When we get to the quarry area, the “play area” for the tigers to “frolic”, the evidence of drugging is clear for all to see. The tigers are all chained to the ground in the hot, dry canyon and lie unmoving, dead to the world. The attendants make a big deal of leading gullible tourists to an animal, one at a time, to get their photographs taken (At 1000 Baht a pop). And all the while other attendants manipulate the poor creatures’ limbs like so many pieces of meat. The whole scene looks like a tiger abattoir. This is one of the most disgusting spectacles of reprehensible human behaviour I have had the shame to witness.
The monks will have you believe that the tigers are lethargic because they are nocturnal creatures and laze around during the day! The credulous swallow this without a thought and gush into their blogs about how they were moved by the “wonderful” experience. But thankfully, not everyone is convinced.
A critical report from Care For The Wild International, based on information collected over three years, accuses the temple of mistreating and illegally trafficking in the tigers.
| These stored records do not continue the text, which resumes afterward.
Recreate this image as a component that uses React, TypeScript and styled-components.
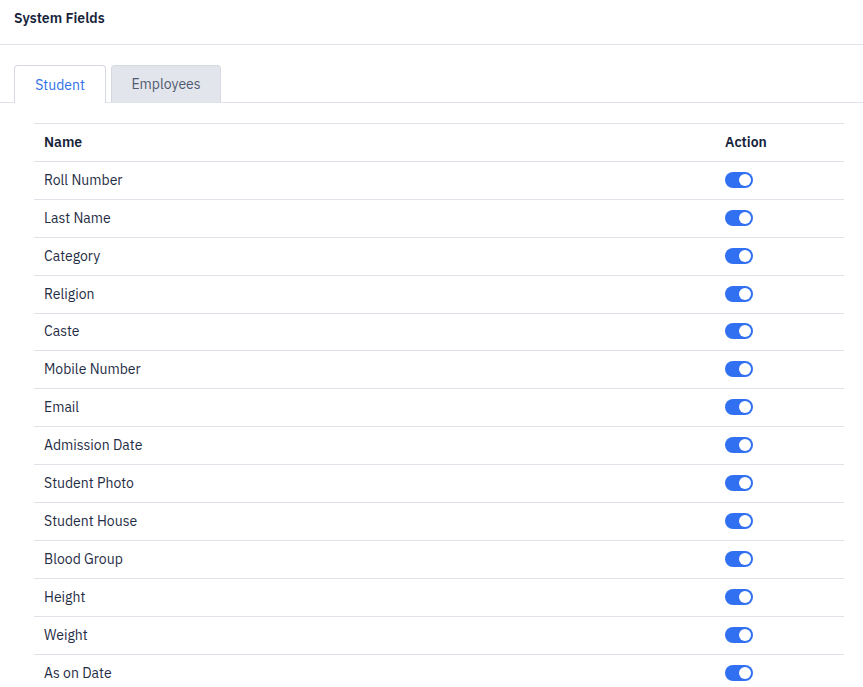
import React from "react";
import styled, { createGlobalStyle } from "styled-components";

const Global = createGlobalStyle`
  html, body { margin: 0; padding: 0; background: #ffffff; }
  body { font-family: "IBM Plex Sans", Inter, "Noto Sans", sans-serif; color: #1b2a41; }
`;

const Page = styled.div`
  width: 863px;
  display: flex;
  flex-direction: column;
`;

const Header = styled.div`
  height: 45px;
  box-sizing: border-box;
  padding: 0 14px 9px;
  display: flex;
  align-items: center;
  border-bottom: 1px solid #e1e3ea;
  font-size: 14px;
  font-weight: 600;
  color: #16233a;
`;

const TabBar = styled.div`
  margin-top: 20px;
  padding-left: 14px;
  display: flex;
  align-items: flex-end;
  gap: 5px;
  border-bottom: 1px solid #e1e3ea;
  height: 38px;
  box-sizing: border-box;
`;

const Tab = styled.div<{ $active?: boolean }>`
  height: ${(p) => (p.$active ? "38px" : "37px")};
  box-sizing: border-box;
  display: flex;
  align-items: center;
  justify-content: center;
  font-size: 14px;
  border: 1px solid #d6d9e2;
  border-bottom: none;
  border-radius: 4px 4px 0 0;
  margin-bottom: ${(p) => (p.$active ? "-1px" : "0")};
  background: ${(p) => (p.$active ? "#ffffff" : "#e3e5ec")};
  color: ${(p) => (p.$active ? "#2f6fe8" : "#4f5a70")};
  width: ${(p) => (p.$active ? "92px" : "110px")};
`;

const Table = styled.div`
  margin: 20px 19px 0 34px;
  border-top: 1px solid #e1e3ea;
  display: flex;
  flex-direction: column;
`;

const Row = styled.div<{ $head?: boolean }>`
  display: grid;
  grid-template-columns: 1fr 119px;
  align-items: center;
  height: 37.92px;
  box-sizing: border-box;
  padding-bottom: 1px;
  border-bottom: 1px solid #e1e3ea;
  font-size: 14px;
  font-weight: ${(p) => (p.$head ? 600 : 400)};
  color: ${(p) => (p.$head ? "#16233a" : "#1f2d45")};
`;

const Cell = styled.div`
  padding-left: 10px;
`;

const ActionCell = styled.div`
  display: flex;
  align-items: center;
`;

const Toggle = styled.div`
  width: 28px;
  height: 16px;
  border-radius: 8px;
  background: #3170f0;
  display: flex;
  align-items: center;
  justify-content: flex-end;
  padding: 0 2px;
  box-sizing: border-box;
`;

const Knob = styled.div`
  width: 12px;
  height: 12px;
  border-radius: 50%;
  background: #ffffff;
`;

const fields = [
  "Roll Number",
  "Last Name",
  "Category",
  "Religion",
  "Caste",
  "Mobile Number",
  "Email",
  "Admission Date",
  "Student Photo",
  "Student House",
  "Blood Group",
  "Height",
  "Weight",
  "As on Date",
];

export default function App() {
  return (
    <Page>
      <Global />
      <Header>System Fields</Header>
      <TabBar>
        <Tab $active>Student</Tab>
        <Tab>Employees</Tab>
      </TabBar>
      <Table>
        <Row $head>
          <Cell>Name</Cell>
          <ActionCell>Action</ActionCell>
        </Row>
        {fields.map((f) => (
          <Row key={f}>
            <Cell>{f}</Cell>
            <ActionCell>
              <Toggle>
                <Knob />
              </Toggle>
            </ActionCell>
          </Row>
        ))}
      </Table>
    </Page>
  );
}
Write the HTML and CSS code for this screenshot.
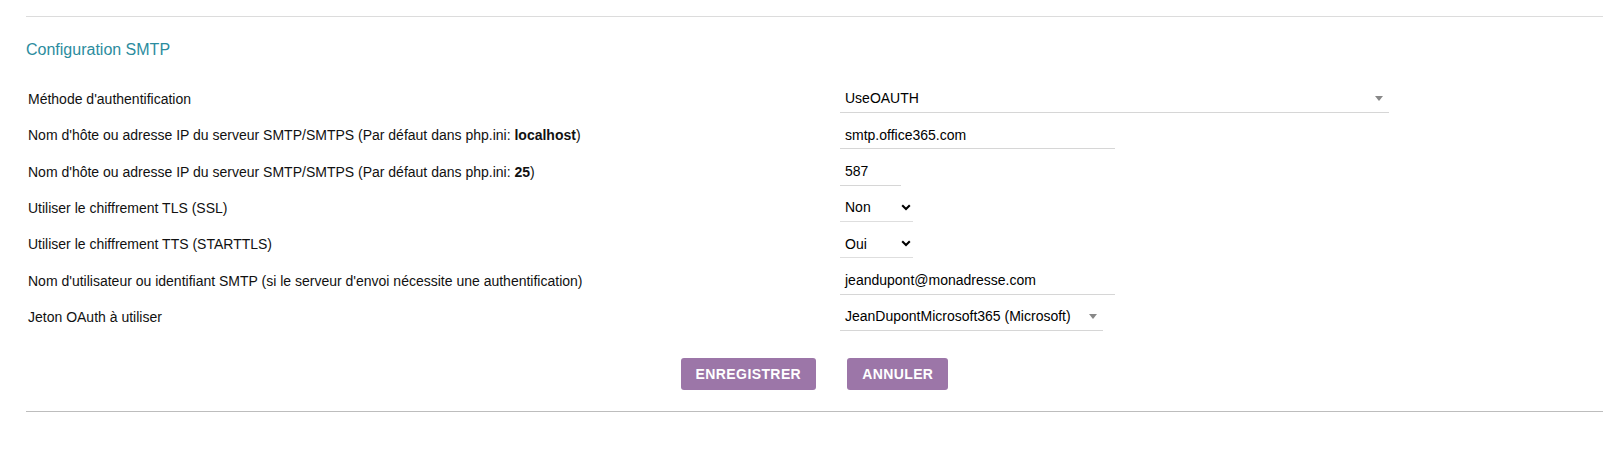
FILE: index.html
```html
<!DOCTYPE html>
<html lang="fr">
<head>
<meta charset="utf-8">
<title>Configuration SMTP</title>
<link rel="stylesheet" href="styles.css">
</head>
<body>
<div class="page">
  <div class="rule-top"></div>
  <h2 class="section-title">Configuration SMTP</h2>
  <div class="form">
    <div class="row">
      <div class="label">Méthode d'authentification</div>
      <div class="field"><div class="s2 w-auth"><span>UseOAUTH</span><i class="tri"></i></div></div>
    </div>
    <div class="row">
      <div class="label">Nom d'hôte ou adresse IP du serveur SMTP/SMTPS (Par défaut dans php.ini: <b>localhost</b>)</div>
      <div class="field"><div class="inp w-host">smtp.office365.com</div></div>
    </div>
    <div class="row">
      <div class="label">Nom d'hôte ou adresse IP du serveur SMTP/SMTPS (Par défaut dans php.ini: <b>25</b>)</div>
      <div class="field"><div class="inp w-port">587</div></div>
    </div>
    <div class="row">
      <div class="label">Utiliser le chiffrement TLS (SSL)</div>
      <div class="field"><div class="nsel"><span>Non</span><svg class="chev" width="10" height="7" viewBox="0 0 10 7"><path d="M1.2 1.3 L5 5 L8.8 1.3" fill="none" stroke="#000" stroke-width="2.1"/></svg></div></div>
    </div>
    <div class="row">
      <div class="label">Utiliser le chiffrement TTS (STARTTLS)</div>
      <div class="field"><div class="nsel"><span>Oui</span><svg class="chev" width="10" height="7" viewBox="0 0 10 7"><path d="M1.2 1.3 L5 5 L8.8 1.3" fill="none" stroke="#000" stroke-width="2.1"/></svg></div></div>
    </div>
    <div class="row">
      <div class="label">Nom d'utilisateur ou identifiant SMTP (si le serveur d'envoi nécessite une authentification)</div>
      <div class="field"><div class="inp w-host">jeandupont@monadresse.com</div></div>
    </div>
    <div class="row">
      <div class="label">Jeton OAuth à utiliser</div>
      <div class="field"><div class="s2 w-token"><span>JeanDupontMicrosoft365 (Microsoft)</span><i class="tri"></i></div></div>
    </div>
  </div>
  <div class="actions">
    <button class="btn">Enregistrer</button>
    <button class="btn">Annuler</button>
  </div>
  <div class="rule-bottom"></div>
</div>
</body>
</html>
```
FILE: styles.css
```css
html, body {
  margin: 0;
  padding: 0;
  background: #fff;
}
body {
  font-family: "Liberation Sans", Arial, sans-serif;
  font-size: 14px;
  color: #111;
}
.page {
  padding: 16px 16px 0 26px;
}
.rule-top {
  height: 0;
  border-top: 1px solid #dcdcdc;
}
.section-title {
  margin: 23.5px 0 0 0;
  font-size: 16px;
  font-weight: normal;
  line-height: 18px;
  color: #2b8c9e;
}
.form {
  margin-top: 22.3px;
}
.row {
  display: flex;
  align-items: center;
  height: 36.33px;
}
.label {
  box-sizing: border-box;
  width: 814px;
  padding-left: 2px;
  line-height: 16px;
}
.label b {
  font-weight: bold;
}
.field {
  display: flex;
  align-items: center;
}
.inp, .s2, .nsel {
  box-sizing: border-box;
  height: 28px;
  display: flex;
  align-items: center;
  padding: 0 5px;
  border-bottom: 1px solid #d6d6d6;
  line-height: 16px;
  color: #000;
}
.w-auth { width: 549px; }
.w-host { width: 275px; }
.w-port { width: 61px; }
.w-token { width: 263px; }
.s2 {
  justify-content: space-between;
  padding-right: 6px;
}
.tri {
  width: 0;
  height: 0;
  border-left: 4px solid transparent;
  border-right: 4px solid transparent;
  border-top: 5px solid #888;
  margin-top: 1px;
}
.w-token .tri {
  margin-left: 5px;
}
.nsel {
  width: 73px;
  justify-content: space-between;
  padding-right: 2px;
  border-bottom-color: #dedede;
}
.chev {
  display: block;
}
.actions {
  display: flex;
  justify-content: center;
  gap: 31px;
  margin-top: 23px;
}
.btn {
  box-sizing: border-box;
  height: 32px;
  padding: 0 15px;
  border: none;
  border-radius: 3px;
  background: #9c76a8;
  color: #fff;
  font-family: "Liberation Sans", Arial, sans-serif;
  font-size: 14px;
  font-weight: bold;
  letter-spacing: 0.4px;
  text-transform: uppercase;
  cursor: pointer;
}
.rule-bottom {
  margin-top: 21px;
  height: 0;
  border-top: 1px solid #bdbdbd;
}
```
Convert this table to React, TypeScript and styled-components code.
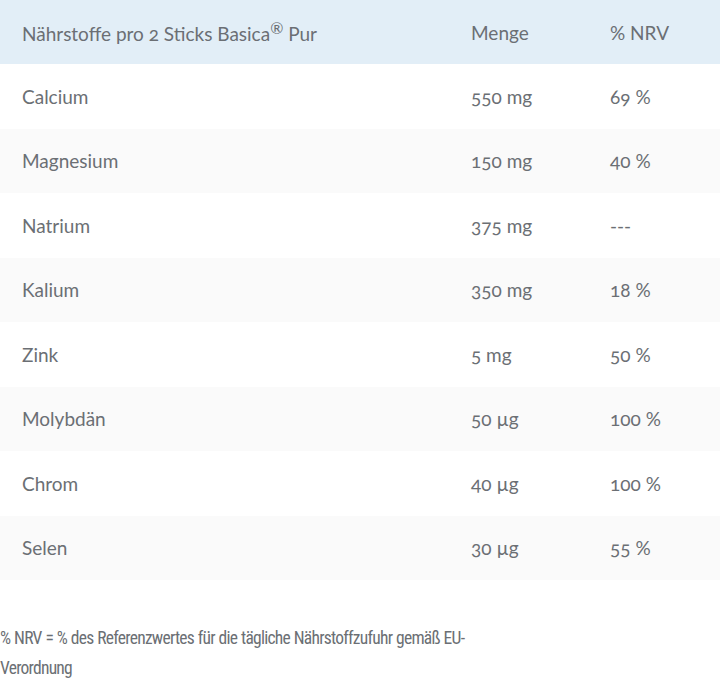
import styled, { createGlobalStyle } from 'styled-components';

interface Nutrient {
  name: string;
  amount: string;
  nrv: string;
}

const nutrients: Nutrient[] = [
  { name: 'Calcium', amount: '550 mg', nrv: '69 %' },
  { name: 'Magnesium', amount: '150 mg', nrv: '40 %' },
  { name: 'Natrium', amount: '375 mg', nrv: '---' },
  { name: 'Kalium', amount: '350 mg', nrv: '18 %' },
  { name: 'Zink', amount: '5 mg', nrv: '50 %' },
  { name: 'Molybdän', amount: '50 µg', nrv: '100 %' },
  { name: 'Chrom', amount: '40 µg', nrv: '100 %' },
  { name: 'Selen', amount: '30 µg', nrv: '55 %' },
];

const GlobalStyle = createGlobalStyle`
  body {
    margin: 0;
    background: #fff;
    font-family: Lato, 'Open Sans', sans-serif;
    color: #6b6f74;
  }
`;

const Table = styled.table`
  width: 720px;
  border-collapse: collapse;
  table-layout: fixed;
  font-size: 19px;
  font-feature-settings: 'onum' 1;
  font-variant-numeric: oldstyle-nums;
`;

const HeadRow = styled.tr`
  background: #e2eef7;
  height: 64px;
`;

const Row = styled.tr<{ $shaded: boolean }>`
  background: ${(p) => (p.$shaded ? '#fafafa' : '#fff')};
  height: 64.5px;
`;

// widths are the full column widths; padding is part of them
const Cell = styled.td<{ $width: number }>`
  box-sizing: border-box;
  width: ${(p) => p.$width}px;
  padding: 0 0 0 22px;
  text-align: left;
  font-weight: 400;
  vertical-align: middle;
  white-space: nowrap;
`;

const HeadCell = styled(Cell).attrs({ as: 'th' })``;

const Note = styled.p`
  margin: 43px 0 0;
  max-width: 500px;
  font-family: Roboto, Lato, sans-serif;
  font-stretch: 75%;
  font-size: 17.5px;
  letter-spacing: -0.75px;
  word-spacing: 0.5px;
  line-height: 30px;
`;

const App = () => (
  <>
    <GlobalStyle />
    <Table>
      <thead>
        <HeadRow>
          <HeadCell $width={449}>
            Nährstoffe pro 2 Sticks Basica<sup>®</sup> Pur
          </HeadCell>
          <HeadCell $width={139}>Menge</HeadCell>
          <HeadCell $width={132}>% NRV</HeadCell>
        </HeadRow>
      </thead>
      <tbody>
        {nutrients.map((n, i) => (
          <Row key={n.name} $shaded={i % 2 === 1}>
            <Cell $width={449}>{n.name}</Cell>
            <Cell $width={139}>{n.amount}</Cell>
            <Cell $width={132}>{n.nrv}</Cell>
          </Row>
        ))}
      </tbody>
    </Table>
    <Note>% NRV = % des Referenzwertes für die tägliche Nährstoffzufuhr gemäß EU-Verordnung</Note>
  </>
);

export default App;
Following this report, several individuals, publications and wildlife organisations have expressed serious concern about this place. In fact, tour operators like Billetkontoret have gone one better. They have cancelled all visits to the tiger temple.
The Rite of Liberating Living Beings is a Buddhist practice of rescuing animals, birds, fish and so forth that are destined for slaughter or that are permanently caged. They are released to a new physical and spiritual life. The practice exemplifies the fundamental Buddhist teaching of compassion for all living beings.
To break the spirit of this magnificent animal with blatant abuse and hide it under the guise of compassion is a heresy of burning-at-the-stake proportions. I, for one, would like the perpetrators to feel the flames—without drugs.